Numerous other diseases, such as tuberculosis, malaria, African sleeping sickness or onchocerciasis count among Poverty-related and Neglected Diseases (PRND). A local lack of drugs may be due to high prices that the population cannot afford. But the main reason is not enough research world-wide because selling such drugs is simply not profitable.
The Office of Technology Assessment at the German Bundestag (TAB) is publishing a report, “Neue Arzneimittel gegen vernachlässigte Krankheiten”, addressing the issue of neglected diseases. It focuses on new solutions for research and development (R&D) that could make affordable drugs available to the South with which rare diseases could also be tackled.
Research in a catch-22 situation
According to the TAB, it is difficult to put a figure on funding requirements.
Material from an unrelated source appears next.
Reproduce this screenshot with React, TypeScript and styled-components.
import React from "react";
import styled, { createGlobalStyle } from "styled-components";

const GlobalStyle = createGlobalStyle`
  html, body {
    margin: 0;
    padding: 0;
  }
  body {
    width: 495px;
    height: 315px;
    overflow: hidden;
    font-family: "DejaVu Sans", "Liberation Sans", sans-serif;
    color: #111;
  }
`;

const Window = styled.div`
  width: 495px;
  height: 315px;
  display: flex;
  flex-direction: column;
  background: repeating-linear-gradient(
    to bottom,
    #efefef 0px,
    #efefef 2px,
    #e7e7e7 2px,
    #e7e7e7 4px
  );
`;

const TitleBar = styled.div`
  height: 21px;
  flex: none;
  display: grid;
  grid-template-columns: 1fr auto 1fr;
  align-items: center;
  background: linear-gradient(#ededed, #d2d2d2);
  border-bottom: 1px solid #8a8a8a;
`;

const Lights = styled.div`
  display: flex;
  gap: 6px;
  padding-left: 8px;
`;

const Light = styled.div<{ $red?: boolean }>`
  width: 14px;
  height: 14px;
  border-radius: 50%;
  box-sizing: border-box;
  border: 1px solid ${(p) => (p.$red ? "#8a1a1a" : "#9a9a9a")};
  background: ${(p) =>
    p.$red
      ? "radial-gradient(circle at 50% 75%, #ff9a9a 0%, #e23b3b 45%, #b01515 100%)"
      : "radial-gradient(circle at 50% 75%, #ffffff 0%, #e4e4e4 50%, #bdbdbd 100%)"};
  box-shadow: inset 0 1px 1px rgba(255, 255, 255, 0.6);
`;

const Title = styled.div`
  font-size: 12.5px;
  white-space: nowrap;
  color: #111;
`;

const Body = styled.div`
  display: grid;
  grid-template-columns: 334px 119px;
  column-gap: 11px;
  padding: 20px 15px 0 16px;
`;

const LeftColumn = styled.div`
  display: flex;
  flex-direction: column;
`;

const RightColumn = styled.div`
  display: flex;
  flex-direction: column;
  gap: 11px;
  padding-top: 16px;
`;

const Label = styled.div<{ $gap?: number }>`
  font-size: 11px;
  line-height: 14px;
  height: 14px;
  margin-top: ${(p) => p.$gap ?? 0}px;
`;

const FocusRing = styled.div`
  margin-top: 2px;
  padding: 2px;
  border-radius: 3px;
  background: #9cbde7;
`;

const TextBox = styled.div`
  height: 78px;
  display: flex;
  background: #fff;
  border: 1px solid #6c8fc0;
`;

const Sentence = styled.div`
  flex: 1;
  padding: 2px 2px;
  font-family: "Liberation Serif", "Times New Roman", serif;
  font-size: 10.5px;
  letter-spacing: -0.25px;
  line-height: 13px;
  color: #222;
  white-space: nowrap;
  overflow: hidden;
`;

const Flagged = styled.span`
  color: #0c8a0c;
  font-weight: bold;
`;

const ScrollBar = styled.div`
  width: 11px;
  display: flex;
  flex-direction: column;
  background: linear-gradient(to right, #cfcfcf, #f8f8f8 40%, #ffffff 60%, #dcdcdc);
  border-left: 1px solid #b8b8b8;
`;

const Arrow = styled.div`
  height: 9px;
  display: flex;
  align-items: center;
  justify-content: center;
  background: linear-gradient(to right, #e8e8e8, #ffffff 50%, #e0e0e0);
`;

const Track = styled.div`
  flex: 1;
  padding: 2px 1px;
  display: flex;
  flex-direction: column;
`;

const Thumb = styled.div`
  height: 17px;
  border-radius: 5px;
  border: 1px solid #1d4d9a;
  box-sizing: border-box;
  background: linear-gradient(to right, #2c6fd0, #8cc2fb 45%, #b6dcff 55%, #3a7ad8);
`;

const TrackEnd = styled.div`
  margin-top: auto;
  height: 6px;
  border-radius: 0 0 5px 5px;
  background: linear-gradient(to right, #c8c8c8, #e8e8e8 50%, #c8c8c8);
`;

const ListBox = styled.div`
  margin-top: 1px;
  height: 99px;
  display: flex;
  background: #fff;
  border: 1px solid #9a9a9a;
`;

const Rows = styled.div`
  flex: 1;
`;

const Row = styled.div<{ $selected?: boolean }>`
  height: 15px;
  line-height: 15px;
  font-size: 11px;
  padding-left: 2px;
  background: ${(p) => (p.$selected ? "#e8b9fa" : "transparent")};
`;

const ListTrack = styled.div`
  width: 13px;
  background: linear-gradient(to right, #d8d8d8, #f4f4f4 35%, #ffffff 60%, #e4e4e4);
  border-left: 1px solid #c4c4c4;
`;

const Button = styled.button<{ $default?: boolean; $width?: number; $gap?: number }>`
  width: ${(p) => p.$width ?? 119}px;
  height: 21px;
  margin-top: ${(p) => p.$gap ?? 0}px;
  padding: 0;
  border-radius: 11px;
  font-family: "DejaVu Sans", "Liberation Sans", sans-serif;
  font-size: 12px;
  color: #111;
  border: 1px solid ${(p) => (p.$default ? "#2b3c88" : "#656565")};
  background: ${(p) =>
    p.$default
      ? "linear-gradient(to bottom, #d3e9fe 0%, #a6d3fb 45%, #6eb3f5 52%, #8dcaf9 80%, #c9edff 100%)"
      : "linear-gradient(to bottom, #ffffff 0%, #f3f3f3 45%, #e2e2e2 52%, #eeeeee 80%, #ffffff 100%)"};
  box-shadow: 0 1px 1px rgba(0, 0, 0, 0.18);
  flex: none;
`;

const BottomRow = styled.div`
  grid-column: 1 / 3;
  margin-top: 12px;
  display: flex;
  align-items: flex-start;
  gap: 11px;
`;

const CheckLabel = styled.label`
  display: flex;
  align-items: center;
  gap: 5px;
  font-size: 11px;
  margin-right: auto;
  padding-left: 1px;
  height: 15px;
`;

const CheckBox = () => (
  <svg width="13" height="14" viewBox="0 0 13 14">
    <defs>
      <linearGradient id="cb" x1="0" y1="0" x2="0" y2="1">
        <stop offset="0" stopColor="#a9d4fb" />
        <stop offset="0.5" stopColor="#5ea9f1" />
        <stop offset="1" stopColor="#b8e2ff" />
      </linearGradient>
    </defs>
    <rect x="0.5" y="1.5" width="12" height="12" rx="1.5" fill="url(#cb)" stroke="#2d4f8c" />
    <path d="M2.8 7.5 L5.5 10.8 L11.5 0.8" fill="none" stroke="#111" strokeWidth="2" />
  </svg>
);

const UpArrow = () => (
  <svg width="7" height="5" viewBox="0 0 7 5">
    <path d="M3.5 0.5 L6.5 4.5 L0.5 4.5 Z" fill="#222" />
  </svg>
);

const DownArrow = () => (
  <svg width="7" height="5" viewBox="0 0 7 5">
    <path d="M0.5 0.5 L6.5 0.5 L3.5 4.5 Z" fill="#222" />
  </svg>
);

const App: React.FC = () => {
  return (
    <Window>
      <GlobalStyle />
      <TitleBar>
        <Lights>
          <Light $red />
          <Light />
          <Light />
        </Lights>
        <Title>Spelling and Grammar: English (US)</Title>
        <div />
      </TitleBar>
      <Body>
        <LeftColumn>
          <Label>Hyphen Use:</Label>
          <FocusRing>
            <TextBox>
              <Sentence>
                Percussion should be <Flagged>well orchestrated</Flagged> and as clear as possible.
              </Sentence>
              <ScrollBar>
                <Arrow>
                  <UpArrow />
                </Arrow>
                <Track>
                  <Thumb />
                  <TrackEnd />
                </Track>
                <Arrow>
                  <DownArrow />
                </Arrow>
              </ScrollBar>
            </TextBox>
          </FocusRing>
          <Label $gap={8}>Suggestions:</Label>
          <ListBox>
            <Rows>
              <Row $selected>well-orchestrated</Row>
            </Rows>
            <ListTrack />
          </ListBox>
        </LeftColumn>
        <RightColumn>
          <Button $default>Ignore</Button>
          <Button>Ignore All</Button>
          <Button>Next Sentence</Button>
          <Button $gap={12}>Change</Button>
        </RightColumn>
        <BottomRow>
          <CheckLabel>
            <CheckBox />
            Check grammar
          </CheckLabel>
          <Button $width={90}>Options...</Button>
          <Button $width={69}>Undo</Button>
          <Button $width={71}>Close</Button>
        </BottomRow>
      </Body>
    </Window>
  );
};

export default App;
Owing to different contexts, average values cannot be established. For example, in 2006, the Stop Tuberculosis Partnership estimated an annual demand of 1.8 billion US dollars to cover the costs of prevention, diagnostics, therapy and operative processes needed to halve tuberculosis morbidity and mortality by 2015 (compared to the baseline year of 1990). In 2012, the Consultative Expert Working Group (CEWG) of the World Health Organization (WHO) was reckoning with alone six billion US dollars that would have to be provided annually by the public sector as an incentive for R&D not only to combat PRND but also to cover the specific health needs of poor countries regarding widespread diseases such as cancer or diabetes. The CEWG stressed that this sum was less than ten per cent of current spending on public-funded R&D on health topics and corresponded to a mere 0.01 per cent of the global domestic product. However, by 2013, not a single country had achieved the 0.01 per cent level.
As the TAB report authors point out, research is in a catch-22 situation. If the results are automatically collectivised, there will be no incentive for research as development costs are very high in the pharmaceutical branch in particular. On the other hand, patents can keep the prices of products at an unaffordably high level through the creation of a monopoly. “Currently, it is not possible to reliably assess which form of Open Initiatives will really strengthen R&D on neglected diseases to a significant degree,” the report concludes. Such initiatives may be a patent applying for a short period, the establishment of socially compatible licences, a patent pool or crowd-funding. However, none of them will be free of charge because the authorisation process costs money per se.
New prospects with generics
In the 1970s, India introduced a law on the national manufacture of generics. With the aid of amendments to legislation on patents, lowered protective tariffs and reducing patentability to technical processes, a national pharmaceutical industry has developed on the subcontinent that can develop generics for already available drugs.
This was very successful in the case of HIV/AIDS drugs. Owing to patent protection, a year of therapy used to cost around 10,000 US dollars. Since India was able to reject the patents at the time and also had sufficient manufacturing capacities, a year of therapy soon only cost 350 USD, while the price of the original drug was now a mere 700 USD. Today, around 80 per cent of antiretroviral drugs come from India.
Expanding research and development
Industrialised countries such as the United Kingdom, the USA and Germany have PRND capacities. Germany’s Federal Ministry of Research even has its own PRND funding concept. The authors of the TAB analysis recommend a multifactor approach comprising the expansion of PRND capacities in the industrialised countries, the establishment of publicly accessible knowledge and data banks and the development of R&D facilities in the South itself.